══ DATA PROVIDED ══
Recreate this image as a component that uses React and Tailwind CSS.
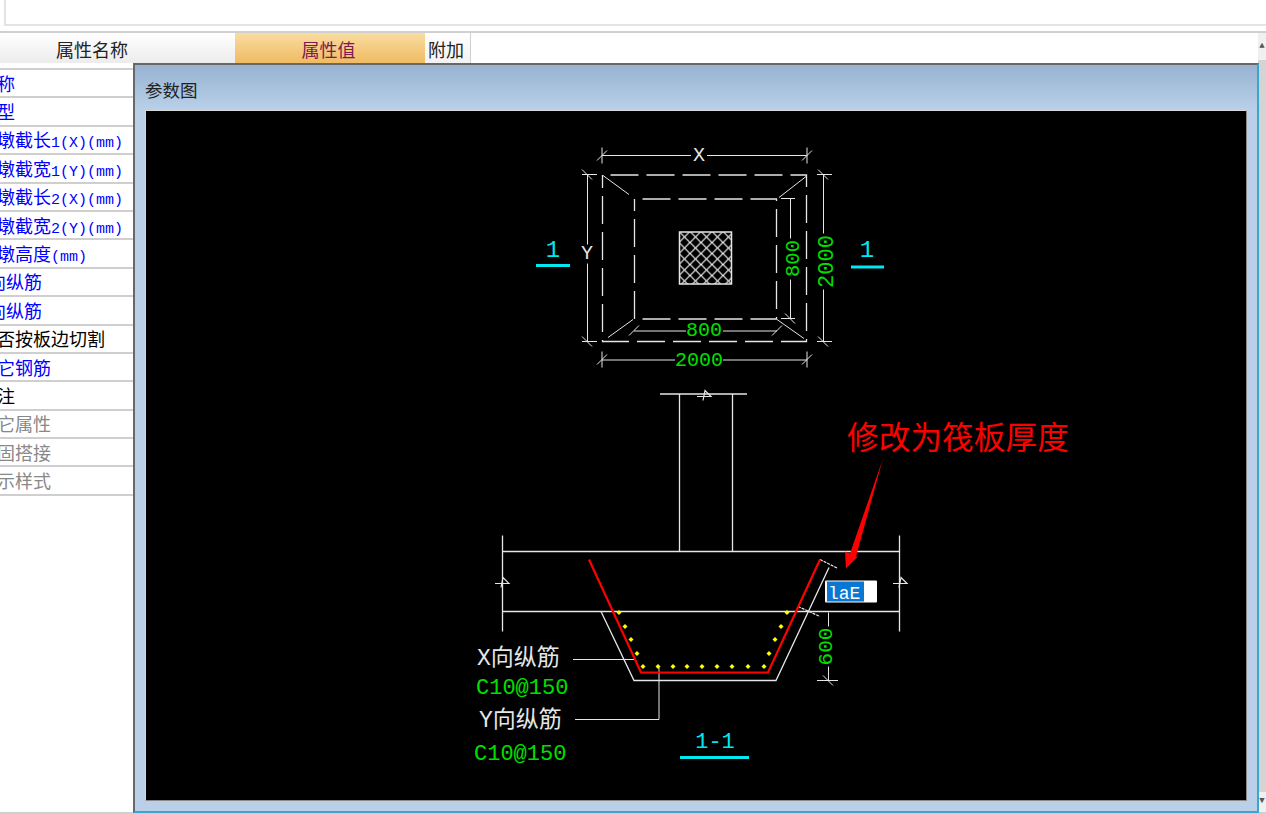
const rows = [
  { name: '名称', color: 'text-[#0000ff]' },
  { name: '类型', color: 'text-[#0000ff]' },
  { name: '柱墩截长', suffix: '1(X)(mm)', color: 'text-[#0000ff]' },
  { name: '柱墩截宽', suffix: '1(Y)(mm)', color: 'text-[#0000ff]' },
  { name: '柱墩截长', suffix: '2(X)(mm)', color: 'text-[#0000ff]' },
  { name: '柱墩截宽', suffix: '2(Y)(mm)', color: 'text-[#0000ff]' },
  { name: '柱墩高度', suffix: '(mm)', color: 'text-[#0000ff]' },
  { prefix: 'X', name: '向纵筋', color: 'text-[#0000ff]' },
  { prefix: 'Y', name: '向纵筋', color: 'text-[#0000ff]' },
  { name: '是否按板边切割', color: 'text-black' },
  { name: '其它钢筋', color: 'text-[#0000ff]' },
  { name: '备注', color: 'text-black' },
  { name: '其它属性', color: 'text-[#888888]' },
  { name: '锚固搭接', color: 'text-[#888888]' },
  { name: '显示样式', color: 'text-[#888888]' },
]

const dots = [
  [619, 612], [625, 626], [631, 639], [637, 653], [643, 666], [658, 666], [673, 666], [687, 666],
  [702, 666], [717, 666], [732, 666], [748, 666], [764, 666], [769, 653], [775, 639], [781, 626], [787, 612],
]

const W = '#e6e6e6'
const G = '#00e000'
const C = '#00e8f0'

function Tick({ x, y }) {
  return <path d={`M${x - 5} ${y + 5}L${x + 5} ${y - 5}`} stroke={W} strokeWidth="1" />
}

function BackTick({ x, y }) {
  return <path d={`M${x - 5} ${y - 5}L${x + 5} ${y + 5}`} stroke={W} strokeWidth="1" />
}

function BreakMark({ x, y }) {
  return <path d={`M${x - 7} ${y + 1}H${x + 7}L${x + 1} ${y - 5}L${x - 1} ${y + 5}`} fill="none" stroke={W} strokeWidth="1.2" />
}

function Label({ x, y, size = 19, color = W, rotate, children }) {
  return (
    <text
      x={x}
      y={y}
      fontSize={size}
      fill={color}
      textAnchor="middle"
      dominantBaseline="central"
      transform={rotate ? `rotate(-90 ${x} ${y})` : undefined}
    >
      {children}
    </text>
  )
}

function Drawing() {
  return (
    <svg
      viewBox="146 111 1100 688"
      className="block w-full h-full font-['Liberation_Mono','Noto_Sans_CJK_SC',monospace]"
    >
      <defs>
        <pattern id="hatch" width="11" height="11" patternUnits="userSpaceOnUse" patternTransform="translate(679 231)">
          <path d="M0 0L11 11M11 0L0 11" stroke="#f0f0f0" strokeWidth="1.2" />
        </pattern>
      </defs>

      {/* plan */}
      <g fill="none" stroke={W} strokeWidth="1.3">
        <rect x="602.5" y="174.5" width="204" height="166.5" strokeDasharray="28 8" strokeDashoffset="-8" />
        <rect x="634.5" y="198.5" width="142" height="120" strokeDasharray="28 8" strokeDashoffset="-8" />
        <path d="M603 175L629 194M806 176L779 197M608 337L633 319M777 319L804 338" strokeWidth="1" />
        <rect x="679.5" y="231.5" width="52" height="52" fill="url(#hatch)" strokeWidth="1.5" />

        <path d="M602 155H691M707 155H807M602 147V163M807 147V163" strokeWidth="1" />
        <path d="M587.5 174V244M587.5 263V341M582 174H597M582 341H597" strokeWidth="1" />
        <path d="M823.5 174V233M823.5 289V341M817 174H832M817 341H832" strokeWidth="1" />
        <path d="M790.5 198V238M790.5 279V318M781 198H795M781 318H795" strokeWidth="1" />
        <path d="M634 330.5H686M723 330.5H777" strokeWidth="1" />
        <path d="M602 359.5H675M723 359.5H807M602 351V367M807 351V367" strokeWidth="1" />
      </g>
      <Tick x={602} y={155} />
      <Tick x={807} y={155} />
      <BackTick x={587} y={174} />
      <BackTick x={587} y={341} />
      <BackTick x={823} y={174} />
      <BackTick x={823} y={341} />
      <BackTick x={790} y={318} />
      <Tick x={634} y={330} />
      <Tick x={777} y={330} />
      <Tick x={602} y={359} />
      <Tick x={807} y={359} />

      <Label x={699} y={155} size={20}>X</Label>
      <Label x={587} y={253} size={20}>Y</Label>
      <Label x={827} y={261} size={22} color={G} rotate>2000</Label>
      <Label x={793} y={258} size={20.5} color={G} rotate>800</Label>
      <Label x={704} y={330} size={20} color={G}>800</Label>
      <Label x={699} y={360} size={20} color={G}>2000</Label>

      <Label x={553} y={250} size={24} color={C}>1</Label>
      <path d="M536 265H570M851 266.5H884" stroke={C} strokeWidth="3" />
      <Label x={867} y={250} size={24} color={C}>1</Label>

      {/* section */}
      <g fill="none" stroke={W} strokeWidth="1.3">
        <path d="M660 393.5H747M679.5 393V551M732.5 393V551" />
        <path d="M502 551H900M502 611H900M502.5 535V631M899.5 535V631" />
        <path d="M601 611L634 680H776L829 567" />
        <path d="M573 659H635M575 719H659V667" strokeWidth="1" />
        <path d="M828.5 612V626M828.5 666V680M817 680H838" strokeWidth="1" />
        <path d="M820 559L838 568M798 606L820 616" strokeWidth="1.2" strokeDasharray="3 1" />
      </g>
      <BreakMark x={704} y={395} />
      <BreakMark x={502} y={582} />
      <BreakMark x={900} y={582} />
      <BackTick x={828} y={680} />

      <path d="M589 559L641 672H768L820 559" fill="none" stroke="#ff0000" strokeWidth="2.2" />
      {dots.map(([x, y]) => (
        <path key={`${x}-${y}`} d={`M${x} ${y - 2.5}L${x + 2.5} ${y}L${x} ${y + 2.5}L${x - 2.5} ${y}Z`} fill="#ffff00" />
      ))}

      <Label x={826} y={646} size={21} color={G} rotate>600</Label>

      <text x={477} y={658} fontSize={23} fill={W} dominantBaseline="central">X向纵筋</text>
      <text x={476} y={688} fontSize={22} fill={G} dominantBaseline="central">C10@150</text>
      <text x={479} y={720} fontSize={23} fill={W} dominantBaseline="central">Y向纵筋</text>
      <text x={474} y={754} fontSize={22} fill={G} dominantBaseline="central">C10@150</text>

      <Label x={715} y={742} size={22} color={C}>1-1</Label>
      <path d="M680 757H749" stroke={C} strokeWidth="3" />

      {/* annotation */}
      <text x={847} y={440} fontSize={31.7} fill="#ff0000" dominantBaseline="central">修改为筏板厚度</text>
      <path d="M883 458L856 556L858 556L846 568L845 551L850 553Z" fill="#ff0000" />

      <rect x="825" y="580" width="52" height="22" rx="1" fill="#ffffff" />
      <rect x="826" y="581" width="38" height="20" fill="#0a78d2" />
      <path d="M826.5 581V601" stroke="#ffffff" strokeWidth="1" />
      <text x={828} y={593} fontSize={18} fill="#ffffff" dominantBaseline="central">laE</text>
    </svg>
  )
}

export default function App() {
  return (
    <div className="relative h-[814px] w-full overflow-hidden bg-white font-['Liberation_Mono','Noto_Sans_CJK_SC',monospace]">
      <div className="h-[33px] border-b-2 border-[#cfcfcf] pb-[5px]">
        <div className="ml-1 h-[26px] border-l-2 border-b-2 border-[#e4e4e4]" />
      </div>

      <div className="flex h-[30px] text-[18px] leading-[38px]">
        <div className="w-[235px] bg-gradient-to-b from-white to-[#ececec] pl-[56px] text-[#222222]">属性名称</div>
        <div className="w-[190px] bg-gradient-to-b from-[#f9dca0] to-[#efbb62] pr-[3px] text-center text-[#7a1a52]">属性值</div>
        <div className="w-[46px] border-r border-[#d0d0d0] bg-gradient-to-b from-white to-[#f2f2f2] pl-[3px] text-[#222222]">附加</div>
      </div>

      <div className="mt-[5px] w-[235px] overflow-hidden border-t-2 border-[#cfcfcf]">
        {rows.map((row, i) => (
          <div key={i} className="flex h-[28.4px] items-center border-b-2 border-[#cfcfcf] pt-[6px] text-[18px] whitespace-nowrap">
            <span className={`-ml-[21px] ${row.color}`}>
              {row.prefix && <span className="text-[15px]">{row.prefix}</span>}
              {row.name}
              {row.suffix && <span className="text-[15px]">{row.suffix}</span>}
            </span>
          </div>
        ))}
      </div>

      {/* scrollbar */}
      <div className="absolute top-[33px] right-0 bottom-[2px] flex w-[8px] flex-col bg-[#d4d4d4]">
        <div className="flex h-[27px] items-center justify-center bg-[#f0f0f0] text-[9px] text-[#555555]">▲</div>
        <div className="flex-1" />
        <div className="flex h-[20px] items-center justify-center bg-[#f0f0f0] text-[9px] text-[#555555]">▼</div>
      </div>

      <div className="absolute inset-x-0 bottom-0 h-[2px] bg-[#cfcfcf]" />

      {/* 参数图 dialog */}
      <div className="absolute top-[63px] left-[133px] flex h-[750px] w-[1126px] flex-col border-2 border-[#686868] border-r-[#3aa5d0] border-b-[#3aa5d0] bg-[#b9d0e8]">
        <div className="h-[45px] shrink-0 bg-gradient-to-b from-[#97b3d1] to-[#b9d0e8] pt-[15px] pl-[10px] text-[17.5px] leading-[24px] text-[#222222]">
          参数图
        </div>
        <div className="mx-[10px] mb-[10px] flex-1 overflow-hidden border border-[#d8d8d8] border-r-[#8a8a8a] border-b-[#8a8a8a] bg-black">
          <Drawing />
        </div>
      </div>
    </div>
  )
}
═══
## EXERCISE AIM
Write out exactly the lines between the start of the data and the line with "const C = '#00e8f0'", including both, but none of the pictures.

## SOLUTION FOR THIS EXERCISE
Recreate this image as a component that uses React and Tailwind CSS.
const rows = [
  { name: '名称', color: 'text-[#0000ff]' },
  { name: '类型', color: 'text-[#0000ff]' },
  { name: '柱墩截长', suffix: '1(X)(mm)', color: 'text-[#0000ff]' },
  { name: '柱墩截宽', suffix: '1(Y)(mm)', color: 'text-[#0000ff]' },
  { name: '柱墩截长', suffix: '2(X)(mm)', color: 'text-[#0000ff]' },
  { name: '柱墩截宽', suffix: '2(Y)(mm)', color: 'text-[#0000ff]' },
  { name: '柱墩高度', suffix: '(mm)', color: 'text-[#0000ff]' },
  { prefix: 'X', name: '向纵筋', color: 'text-[#0000ff]' },
  { prefix: 'Y', name: '向纵筋', color: 'text-[#0000ff]' },
  { name: '是否按板边切割', color: 'text-black' },
  { name: '其它钢筋', color: 'text-[#0000ff]' },
  { name: '备注', color: 'text-black' },
  { name: '其它属性', color: 'text-[#888888]' },
  { name: '锚固搭接', color: 'text-[#888888]' },
  { name: '显示样式', color: 'text-[#888888]' },
]

const dots = [
  [619, 612], [625, 626], [631, 639], [637, 653], [643, 666], [658, 666], [673, 666], [687, 666],
  [702, 666], [717, 666], [732, 666], [748, 666], [764, 666], [769, 653], [775, 639], [781, 626], [787, 612],
]

const W = '#e6e6e6'
const G = '#00e000'
const C = '#00e8f0'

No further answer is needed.